===== DATASET EXTRACT =====
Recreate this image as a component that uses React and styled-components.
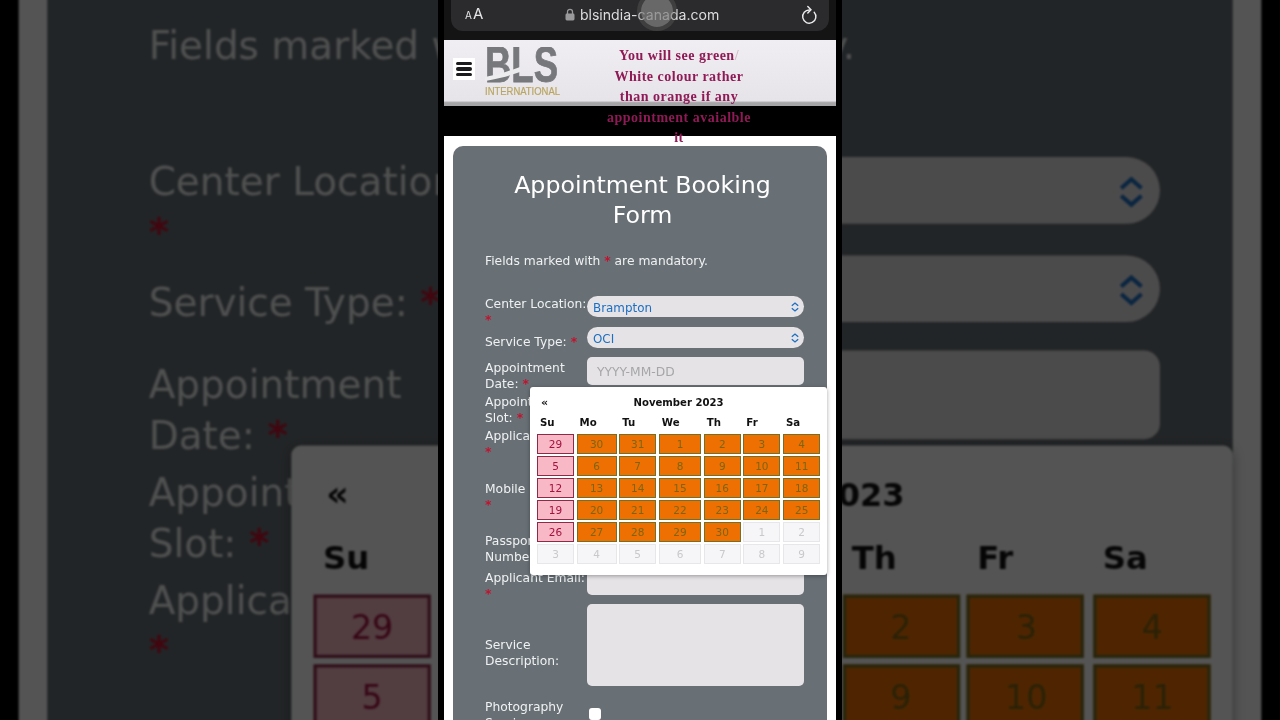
import React from "react";
import styled, { createGlobalStyle } from "styled-components";

const GlobalStyle = createGlobalStyle`
  html, body {
    margin: 0;
    padding: 0;
    background: #000;
  }
`;

const weekdays = ["Su", "Mo", "Tu", "We", "Th", "Fr", "Sa"];
const monthDays = [
  29, 30, 31, 1, 2, 3, 4,
  5, 6, 7, 8, 9, 10, 11,
  12, 13, 14, 15, 16, 17, 18,
  19, 20, 21, 22, 23, 24, 25,
  26, 27, 28, 29, 30, 1, 2,
  3, 4, 5, 6, 7, 8, 9,
];

const dayKind = (index) => {
  if (index >= 33) return "off";
  if (index % 7 === 0) return "sunday";
  return "open";
};

const dayColors = {
  sunday: { bg: "#f8b8c6", border: "#8c2a48", text: "#a3123f" },
  open: { bg: "#ee7003", border: "#727026", text: "#7c6512" },
  off: { bg: "#f6f5f7", border: "#e7e6e8", text: "#c9c8ca" },
};

const Chevrons = () => (
  <svg width="8" height="10" viewBox="0 0 8 10" fill="none" stroke="#1c6fc2" strokeWidth="1.3">
    <path d="M0.8 3.8 L4 1 L7.2 3.8" />
    <path d="M0.8 6.2 L4 9 L7.2 6.2" />
  </svg>
);

const LockIcon = () => (
  <svg width="10" height="13" viewBox="0 0 10 13" fill="none">
    <path d="M2.5 6 V3.8 a2.5 2.5 0 0 1 5 0 V6" stroke="#99999b" strokeWidth="1.3" />
    <rect x="0.5" y="5.5" width="9" height="7" rx="1.4" fill="#99999b" />
  </svg>
);

const ReloadIcon = () => (
  <svg width="18" height="20" viewBox="0 0 18 20" fill="none" stroke="#ececee" strokeWidth="1.4" strokeLinecap="round">
    <path d="M13.2 7.2 A6.6 6.6 0 1 1 8.6 5" />
    <path d="M6.8 1.4 L10 4.8 L6.8 8" />
  </svg>
);

const Logo = () => (
  <svg width="76" height="52" viewBox="0 0 76 52">
    <text x="0" y="35" fontFamily="'Liberation Sans', sans-serif" fontWeight="700" fontSize="50" fill="#76787b" stroke="#76787b" strokeWidth="0.8" textLength="73" lengthAdjust="spacingAndGlyphs">
      BLS
    </text>
    <path d="M0 30 C12 28 24 24 35 20 L35 25 C24 29 12 32 0 34 Z" fill="#ecebee" />
    <text x="0" y="48" fontFamily="'Liberation Sans', sans-serif" fontSize="10.4" fill="#b9a662" stroke="#b9a662" strokeWidth="0.2" textLength="75" lengthAdjust="spacingAndGlyphs">
      INTERNATIONAL
    </text>
  </svg>
);

const Calendar = () => (
  <CalendarPopup>
    <CalendarHead>
      <PrevArrow>«</PrevArrow>
      November 2023
    </CalendarHead>
    <DayGrid>
      {weekdays.map((day) => (
        <Weekday key={day}>{day}</Weekday>
      ))}
      {monthDays.map((day, index) => (
        <Day key={index} $kind={dayKind(index)}>
          {day}
        </Day>
      ))}
    </DayGrid>
  </CalendarPopup>
);

const Required = () => <Star>*</Star>;

const Screen = () => (
  <Phone>
    <BrowserBar>
      <UrlBar>
        <TextSize>
          <small>A</small>A
        </TextSize>
        <Address>
          <LockIcon />
          blsindia-canada.com
        </Address>
        <ReloadIcon />
        <TouchDot />
      </UrlBar>
    </BrowserBar>
    <Page>
      <SiteHeader>
        <MenuButton>
          <span />
          <span />
          <span />
        </MenuButton>
        <LogoSlot>
          <Logo />
        </LogoSlot>
        <Caption>
          <span>
            You will see green<Slash>/</Slash>
          </span>
          <span>White colour rather</span>
          <span>than orange if any</span>
          <span>appointment avaialble</span>
          <span>it</span>
        </Caption>
      </SiteHeader>
      <HeaderGap />
      <PageBody>
        <FormCard>
          <Title>Appointment Booking Form</Title>
          <Notice>
            Fields marked with <Required /> are mandatory.
          </Notice>

          <Row $height={31}>
            <Label>
              Center Location: <Required />
            </Label>
            <Select>
              Brampton
              <Chevrons />
            </Select>
          </Row>
          <Row $height={30}>
            <Label $top={7}>
              Service Type: <Required />
            </Label>
            <Select>
              OCI
              <Chevrons />
            </Select>
          </Row>
          <Row $height={34}>
            <Label $top={3}>
              Appointment Date: <Required />
            </Label>
            <Input $height={28}>YYYY-MM-DD</Input>
          </Row>
          <Row $height={34}>
            <Label $top={3}>
              Appointment Slot: <Required />
            </Label>
            <Input $height={28} />
          </Row>
          <Row $height={53}>
            <Label $top={3}>
              Applicant Name: <Required />
            </Label>
            <Input $height={28} />
          </Row>
          <Row $height={52}>
            <Label $top={3}>
              Mobile Number: <Required />
            </Label>
            <Input $height={28} />
          </Row>
          <Row $height={37}>
            <Label $top={3}>
              Passport Number: <Required />
            </Label>
            <Input $height={28} />
          </Row>
          <Row $height={37}>
            <Label $top={3}>
              Applicant Email: <Required />
            </Label>
            <Input $height={28} />
          </Row>
          <Row $height={92}>
            <Label $top={33}>Service Description:</Label>
            <Input $height={82} />
          </Row>
          <Row $height={60}>
            <Label $top={3}>Photography Service:</Label>
            <CheckBox />
          </Row>

          <Calendar />
        </FormCard>
      </PageBody>
    </Page>
  </Phone>
);

const App = () => (
  <Stage>
    <GlobalStyle />
    <Backdrop aria-hidden="true">
      <Screen />
    </Backdrop>
    <Foreground>
      <Screen />
    </Foreground>
  </Stage>
);

const Stage = styled.div`
  position: relative;
  width: 1280px;
  height: 720px;
  overflow: hidden;
  background: #000;
`;

/* same video, blown up and dimmed behind the portrait frame */
const Backdrop = styled.div`
  position: absolute;
  inset: 0;
  display: flex;
  justify-content: center;
  transform: scale(3.17);
  filter: brightness(0.33) blur(0.4px);
`;

const Foreground = styled.div`
  position: relative;
  display: flex;
  justify-content: center;
  height: 720px;
  filter: blur(0.35px);
`;

const Phone = styled.div`
  width: 404px;
  height: 720px;
  padding: 0 6px;
  box-sizing: border-box;
  background: #000;
  overflow: hidden;
  font-family: "DejaVu Sans", sans-serif;
`;

const BrowserBar = styled.div`
  height: 40px;
  padding: 0 7px;
  box-sizing: border-box;
  background: #141415;
`;

const UrlBar = styled.div`
  position: relative;
  height: 31px;
  padding: 0 10px 2px 14px;
  box-sizing: border-box;
  display: flex;
  align-items: center;
  justify-content: space-between;
  border-radius: 0 0 12px 12px;
  background: #2b2b2d;
  color: #e6e6e8;
`;

const TextSize = styled.div`
  font-family: Inter, sans-serif;
  font-size: 15px;
  line-height: 16px;

  small {
    font-size: 10px;
    margin-right: 1px;
  }
`;

const Address = styled.div`
  display: flex;
  align-items: center;
  gap: 5px;
  font-family: Inter, sans-serif;
  font-size: 14.1px;
  color: #dcdcde;
`;

const TouchDot = styled.div`
  position: absolute;
  left: 190px;
  top: -5px;
  width: 32px;
  height: 32px;
  border-radius: 50%;
  background: rgba(128, 128, 128, 0.72);
  box-shadow: 0 0 0 4px rgba(110, 110, 110, 0.3);
`;

const Page = styled.div`
  background: #fff;
  height: 680px;
`;

const SiteHeader = styled.div`
  position: relative;
  height: 66px;
  box-sizing: border-box;
  padding-left: 9px;
  display: flex;
  align-items: flex-start;
  background: linear-gradient(#f0eef2 0%, #e6e4e8 92%, #a5a5a7 95%, #a5a5a7 100%);
`;

const MenuButton = styled.div`
  width: 22px;
  height: 22px;
  margin-top: 18px;
  display: flex;
  flex-direction: column;
  justify-content: center;
  align-items: center;
  gap: 2.6px;
  background: #fff;

  span {
    width: 16px;
    height: 3.2px;
    border-radius: 2px;
    background: #1b1b1d;
  }
`;

const LogoSlot = styled.div`
  width: 76px;
  margin: 7px 0 0 10px;
`;

const Caption = styled.div`
  position: absolute;
  left: 155px;
  top: 6px;
  width: 160px;
  display: flex;
  flex-direction: column;
  align-items: center;
  font-family: "Liberation Serif", serif;
  font-weight: 700;
  font-size: 14px;
  line-height: 20.5px;
  letter-spacing: 0.5px;
  white-space: nowrap;
  color: #8f1a56;
`;

const Slash = styled.span`
  opacity: 0.25;
`;

const HeaderGap = styled.div`
  height: 30px;
  background: #000;
`;

const PageBody = styled.div`
  padding: 10px 9px 0;
`;

const FormCard = styled.div`
  position: relative;
  padding: 24px 23px 0 32px;
  border-radius: 10px 10px 0 0;
  background: #687076;
  color: #eff1f2;
  font-size: 12.3px;
  line-height: 16px;
`;

const Title = styled.h1`
  margin: 0 17px 0 13px;
  font-size: 23.7px;
  line-height: 30px;
  font-weight: 400;
  text-align: center;
  color: #fff;
`;

const Notice = styled.p`
  margin: 23px 0 27px;
  line-height: 16px;
`;

const Star = styled.span`
  color: #c4122e;
  font-weight: 700;
`;

const Row = styled.div`
  display: grid;
  grid-template-columns: 102px 217px;
  align-items: start;
  height: ${(p) => p.$height}px;
`;

const Label = styled.div`
  padding-top: ${(p) => p.$top || 0}px;
  margin-right: -5px;
`;

const Select = styled.div`
  height: 21px;
  padding: 2px 5px 0 6px;
  box-sizing: border-box;
  display: flex;
  align-items: center;
  justify-content: space-between;
  border-radius: 11px;
  background: #e5e3e6;
  color: #1c6fc2;
  font-size: 11.9px;

  svg {
    margin-top: -2px;
  }
`;

const Input = styled.div`
  height: ${(p) => p.$height}px;
  padding: 7px 10px;
  box-sizing: border-box;
  border-radius: 5px;
  background: #e5e3e6;
  color: #a6a6a8;
`;

const CheckBox = styled.div`
  width: 12px;
  height: 12px;
  margin: 12px 0 0 2px;
  border-radius: 3px;
  background: #fff;
`;

/* datepicker popup, sits over the form fields */
const CalendarPopup = styled.div`
  position: absolute;
  left: 77px;
  top: 241px;
  width: 297px;
  height: 188px;
  padding: 7px 7px 0;
  box-sizing: border-box;
  border-radius: 3px;
  background: #fff;
  box-shadow: 0 1px 4px rgba(0, 0, 0, 0.35);
  color: #111;
`;

const CalendarHead = styled.div`
  position: relative;
  height: 18px;
  text-align: center;
  font-size: 10.1px;
  line-height: 18px;
  font-weight: 700;
`;

const PrevArrow = styled.span`
  position: absolute;
  left: 4px;
  top: 0;
  font-size: 11px;
`;

const DayGrid = styled.div`
  display: grid;
  grid-template-columns: 37px 40px 37px 42.4px 37px 37px 37.4px;
  grid-auto-rows: 20px;
  column-gap: 2.6px;
  row-gap: 2px;
`;

const Weekday = styled.div`
  padding: 1px 0 0 3px;
  font-size: 10.2px;
  line-height: 20px;
  font-weight: 700;
  height: 19px;
`;

const Day = styled.div`
  box-sizing: border-box;
  border: 1px solid ${(p) => dayColors[p.$kind].border};
  background: ${(p) => dayColors[p.$kind].bg};
  color: ${(p) => dayColors[p.$kind].text};
  font-size: 10.5px;
  line-height: 18px;
  text-align: center;
`;

export default App;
=====
== THE EXERCISE ==
Find how many lines hold the string "React", and state that number alone.

== THE RESPONSE ==
2